If a bunch of people get on this route and an anchor on the face seems to be an overwhelmingly good idea, we may reconsider one. Firstly though, we'll need to convince more people to climb it. We have had a conversation with another (independent of us) climber who liked having the top-out. Differing ideas is how it will always be.

What are your specific thoughts about adding an anchor and where? Thank you for your constructive input.
By Darren in Vegas
From: Las Vegas, NV
Apr 1, 2014

I would suggest placing an anchor after the top out. I agree that topping out adds something to the climbing. I also agree that there are many who can deal with it as is.
Two points to consider though:
1. I just think that scrub oaks are not the best choice for anchoring. Why damage plant life if you don't have to?
2. It is a good climb and IMHO it would improve the experience of the route to not have to crawl under a bush to tie a cordalette around it.

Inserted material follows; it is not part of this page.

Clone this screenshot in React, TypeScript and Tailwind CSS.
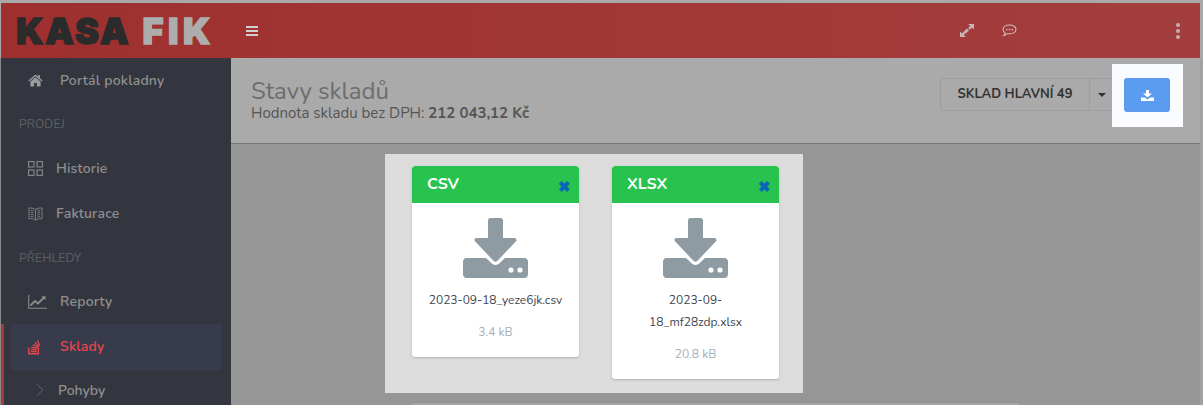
import React from "react";
import { ChevronRight } from "lucide-react";

const font = "font-['Nunito','Lato','Noto_Sans',sans-serif]";

function Home() {
  return (
    <svg viewBox="0 0 16 14" className="w-[15px] h-[13px]" fill="#9a9a9a">
      <path d="M8 0.5 0.3 7l.9 1L8 2.3 14.8 8l.9-1-3-2.500V1h-2v1.800L8 .5Z" />
      <path d="M8 3.400 2.500 8v5.400h4V9.600h3v3.800h4V8L8 3.400Z" />
    </svg>
  );
}
function Grid() {
  return (
    <svg viewBox="0 0 15 15" className="w-[15px] h-[15px]" fill="none" stroke="#8b8b8b" strokeWidth="1.1">
      <rect x="0.6" y="0.6" width="5.4" height="5.4" />
      <rect x="9" y="0.6" width="5.4" height="5.4" />
      <rect x="0.6" y="9" width="5.4" height="5.4" />
      <rect x="9" y="9" width="5.4" height="5.4" />
    </svg>
  );
}
function Book() {
  return (
    <svg viewBox="0 0 16 15" className="w-[15px] h-[14px]" fill="none" stroke="#8b8b8b" strokeWidth="0.9">
      <path d="M8 2.600C6.400 1.400 3.800 1 1 1v11.400c2.800 0 5.400.4 7 1.800 1.600-1.400 4.200-1.800 7-1.800V1c-2.800 0-5.400.4-7 1.600Zm0 0v11.600" />
      <path d="M3 3.600c1 0 2 .2 3 .6M3 5.800c1 0 2 .2 3 .6M3 8c1 0 2 .2 3 .6M3 10.200c1 0 2 .2 3 .6M13 3.600c-1 0-2 .2-3 .6M13 5.800c-1 0-2 .2-3 .6M13 8c-1 0-2 .2-3 .6M13 10.200c-1 0-2 .2-3 .6" />
    </svg>
  );
}
function Chart() {
  return (
    <svg viewBox="0 0 19 14" className="w-[19px] h-[14px]" fill="none" stroke="#8b8b8b">
      <path d="M.7 0v13.200H19" strokeWidth="1.1" />
      <path d="M2.500 10.500 7 6l3 2.500 6-6" strokeWidth="1.8" />
      <path d="M13.500 1.200h4v4Z" fill="#8b8b8b" stroke="none" />
    </svg>
  );
}
function Stack() {
  return (
    <svg viewBox="0 0 14 16" className="w-[13px] h-[16px]" fill="none" stroke="#e5474d" strokeWidth="1.5">
      <path d="M.8 8.500v6.700h10.400V8.500" />
      <path d="M2.800 13h6.400M2.900 10.600l6.500.8M3.700 8l6.300 1.800M5.400 5.300l5.400 3.200M7.600 3l4 4.600M10.400 1l2 5.800" />
    </svg>
  );
}
function Chat() {
  return (
    <svg viewBox="0 0 16 14" className="w-[15px] h-[13px]" fill="none" stroke="#d0bcbc" strokeWidth="1.1">
      <path d="M8 1C4.100 1 1 3 1 5.800c0 1.500.9 2.800 2.300 3.700-.2 1-.8 2-1.600 2.800 1.500-.2 3-.9 4-1.900.7.1 1.500.2 2.300.2 3.900 0 7-2.100 7-4.800S11.900 1 8 1Z" />
      <circle cx="5" cy="5.900" r=".9" fill="#d0bcbc" stroke="none" />
      <circle cx="8" cy="5.900" r=".9" fill="#d0bcbc" stroke="none" />
      <circle cx="11" cy="5.900" r=".9" fill="#d0bcbc" stroke="none" />
    </svg>
  );
}
function ExpandArrows() {
  return (
    <svg viewBox="0 0 14 13" className="w-[14px] h-[13px]" fill="#c9b5b5">
      <path d="M8 0h6v5.600l-2-2L9.800 5.700 8.200 4.100 10.300 2 8 0Z" />
      <path d="M0 7.400 2 9.400 4.200 7.300l1.600 1.600L3.700 11 6 13H0V7.400Z" />
      <path d="m4 7.200 3-2.800 2 2-3 2.800Z" />
    </svg>
  );
}
function BigDownload() {
  return (
    <svg viewBox="0 0 65 60" className="w-[65px] h-[60px]" fill="#8f9ba3">
      <path d="M25 2.500C25 1.100 26.100 0 27.500 0h10C38.900 0 40 1.100 40 2.500V20h11.500c1.800 0 2.700 2 1.500 3.300L34.300 43c-1 1-2.600 1-3.600 0L12 23.300C10.800 22 11.700 20 13.500 20H25V2.500Z" />
      <path d="M3.500 40H23l5.500 5.300c2.200 2.200 5.800 2.200 8 0L42 40h19.500c1.900 0 3.500 1.600 3.500 3.500v13c0 1.900-1.600 3.500-3.500 3.500h-58C1.600 60 0 58.400 0 56.500v-13C0 41.600 1.600 40 3.500 40Z" />
      <circle cx="48" cy="52" r="2.600" fill="#fff" />
      <circle cx="57" cy="52" r="2.600" fill="#fff" />
    </svg>
  );
}
function SmallDownload() {
  return (
    <svg viewBox="0 0 13 11" className="w-[13px] h-[11px]" fill="#fff">
      <path d="M5 0h3v3.500h3L6.500 7.500 2 3.500h3V0Z" />
      <path d="M0 7.500h3.600l2.900 2 2.900-2H13V11H0V7.500Z" />
    </svg>
  );
}

function NavItem({ icon, label, gap, active }: { icon: React.ReactNode; label: string; gap: string; active?: boolean }) {
  return (
    <div className={`ml-[10px] mr-[9px] pl-[17px] flex items-center rounded-[2px] ${active ? "h-[46px] bg-[#373b4b]" : "h-[45px]"}`}>
      <div className={`shrink-0 flex items-center ${gap}`}>{icon}</div>
      <span className={`text-[14px] font-semibold tracking-[0.2px] ${active ? "text-[#e5474d] pb-[2px]" : "text-[#8f8f8f]"}`}>{label}</span>
    </div>
  );
}

function Section({ label }: { label: string }) {
  return <div className="pl-[18px] text-[12px] tracking-[0.2px] text-[#5d6167] leading-[16px]">{label}</div>;
}

function FileCard({ type, name, size }: { type: string; name: React.ReactNode; size: string }) {
  return (
    <div className="w-[167px] self-start bg-white rounded-[3px] shadow-[0_1px_2px_rgba(60,90,120,0.3)] flex flex-col items-center overflow-hidden">
      <div className="w-full h-[37px] bg-[#28c24f] rounded-t-[3px] pl-[15px] pr-[8px] flex justify-between text-white">
        <span className="text-[16px] font-bold leading-[36px]">{type}</span>
        <span className="text-[#0a66b8] text-[15px] font-black leading-[42px]">✖</span>
      </div>
      <div className="mt-[15px]"><BigDownload /></div>
      <div className="mt-[11px] text-[12px] leading-[22px] text-[#3d4450] text-center px-[15px]">{name}</div>
      <div className="mt-[10px] mb-[14px] text-[12px] leading-[22px] text-[#a4afb9]">{size}</div>
    </div>
  );
}

export default function App() {
  return (
    <div className={`w-[1203px] h-[405px] overflow-hidden bg-[#969696] flex flex-col ${font}`}>
      <div className="h-[58px] shrink-0 bg-[#a9a9a9] pt-[3px] pl-[1px] pr-[3px]">
        <div className="h-[55px] bg-linear-to-r from-[#9f2f2f] to-[#a33e3e] flex items-center">
          <div className="w-[229px] pl-[15px] text-[36px] leading-[40px] font-black font-['Inter',sans-serif] flex shrink-0">
            <span className="text-[#2b2b2b] tracking-[2px] [-webkit-text-stroke:1.4px_#2b2b2b]">KASA</span>
            <span className="ml-[12px] text-[#adadad] tracking-[4.5px] [-webkit-text-stroke:1.4px_#adadad]">FIK</span>
          </div>
          <div className="ml-[16px] w-[12px] flex flex-col gap-[2px]">
            <i className="block h-[2px] bg-[#cfcfcf]" />
            <i className="block h-[2px] bg-[#cfcfcf]" />
            <i className="block h-[2px] bg-[#cfcfcf]" />
          </div>
          <div className="ml-auto flex items-center">
            <ExpandArrows />
            <div className="ml-[28px]"><Chat /></div>
            <div className="ml-[159px] mr-[20px] flex flex-col gap-[2px]">
              <i className="w-[4px] h-[4px] rounded-full bg-[#c4b0b0] block" />
              <i className="w-[4px] h-[4px] rounded-full bg-[#c4b0b0] block" />
              <i className="w-[4px] h-[4px] rounded-full bg-[#c4b0b0] block" />
            </div>
          </div>
        </div>
      </div>
      <div className="flex flex-1 min-h-0">
        <div className="w-[231px] shrink-0 bg-[#34363f] relative border-l-[1px] border-[#8a8a8a]">
          <NavItem icon={<Home />} label="Portál pokladny" gap="w-[32px]" />
          <div className="mt-[13px] mb-[14px]"><Section label="PRODEJ" /></div>
          <NavItem icon={<Grid />} label="Historie" gap="w-[28px]" />
          <NavItem icon={<Book />} label="Fakturace" gap="w-[28px]" />
          <div className="mt-[14px] mb-[13px]"><Section label="PŘEHLEDY" /></div>
          <NavItem icon={<Chart />} label="Reporty" gap="w-[32px]" />
          <NavItem icon={<Stack />} label="Sklady" gap="w-[32px]" active />
          <div className="h-[40px] pl-[28px] flex items-center gap-[7px]">
            <ChevronRight size={22} strokeWidth={0.9} color="#6b6e73" />
            <span className="text-[14px] font-semibold text-[#8f8f8f]">Pohyby</span>
          </div>
          <div className="absolute left-[0px] top-[266px] bottom-0 w-[3px] bg-[#a33b3e]" />
        </div>
        <div className="flex-1 min-w-0 flex flex-col border-r-[3px] border-[#a2a2a2]">
          <div className="h-[86px] shrink-0 bg-[#aaaaaa] border-b border-[#767676] flex justify-between pl-[20px]">
            <div className="pt-[21px]">
              <div className="text-[24px] leading-[24px] text-[#6d6d6d]">Stavy skladů</div>
              <div className="text-[15px] leading-[20px] text-[#555]">Hodnota skladu bez DPH: <b className="font-bold">212 043,12 Kč</b></div>
            </div>
            <div className="flex items-start">
              <div className="mt-[20px] h-[33px] w-[174px] border border-[#9e9e9e] rounded-[3px] flex text-[#333]">
                <div className="w-[148px] text-center text-[13px] font-bold leading-[31px]">SKLAD HLAVNÍ 49</div>
                <div className="flex-1 border-l border-[#9e9e9e] flex items-center justify-center">
                  <i className="block w-0 h-0 border-x-[4px] border-x-transparent border-t-[4px] border-t-[#333]" />
                </div>
              </div>
              <div className="ml-[-2px] w-[71px] h-[63px] bg-[#fafbfe] self-start mt-[6px] pl-[12px] pt-[14px]">
                <div className="w-[46px] h-[34px] rounded-[3px] bg-[#5c9cf0] flex items-center justify-center"><SmallDownload /></div>
              </div>
              <div className="w-[17px]" />
            </div>
          </div>
          <div className="flex-1">
            <div className="ml-[154px] mt-[10px] w-[418px] h-[239px] bg-[#dcdcdc] pl-[27px] pt-[12px] flex items-start gap-[33px]">
              <FileCard type="CSV" name="2023-09-18_yeze6jk.csv" size="3.4 kB" />
              <FileCard type="XLSX" name={<>2023-09-<br />18_mf28zdp.xlsx</>} size="20.8 kB" />
            </div>
            <div className="ml-[181px] mt-[9px] w-[607px] h-[4px] bg-[#a5a5a5] border-t border-[#88939b] rounded-t-[2px]" />
          </div>
        </div>
      </div>
    </div>
  );
}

Sucks about the bolt chopping, thanks for going back and fixing it.
By John Wilder
From: Las Vegas, NV
Apr 1, 2014

fwiw, this route happens to fall in an exclusion zone in Red Rock, in which bolting is prohibited due to its proximity to historical artifacts (quarry equipment).
By 1j1
Nov 14, 2014

Darren, we agree with the points you have made and it appears that someone else does too. A buddy of mine recently went out to this cliff and discovered that there is now a bolted anchor 3ft. beyond the top out. We believe this new anchor should stay in place ( aren't concerned with the retro addition, so others shouldn't be either ) and hopefully contribute to more people experiencing the route.

John, thank you for the insightful information regarding the proximity of this route. We had never heard of this exclusion zone before your posting. We were positive that the prohibition was limited to the wilderness area in the canyons.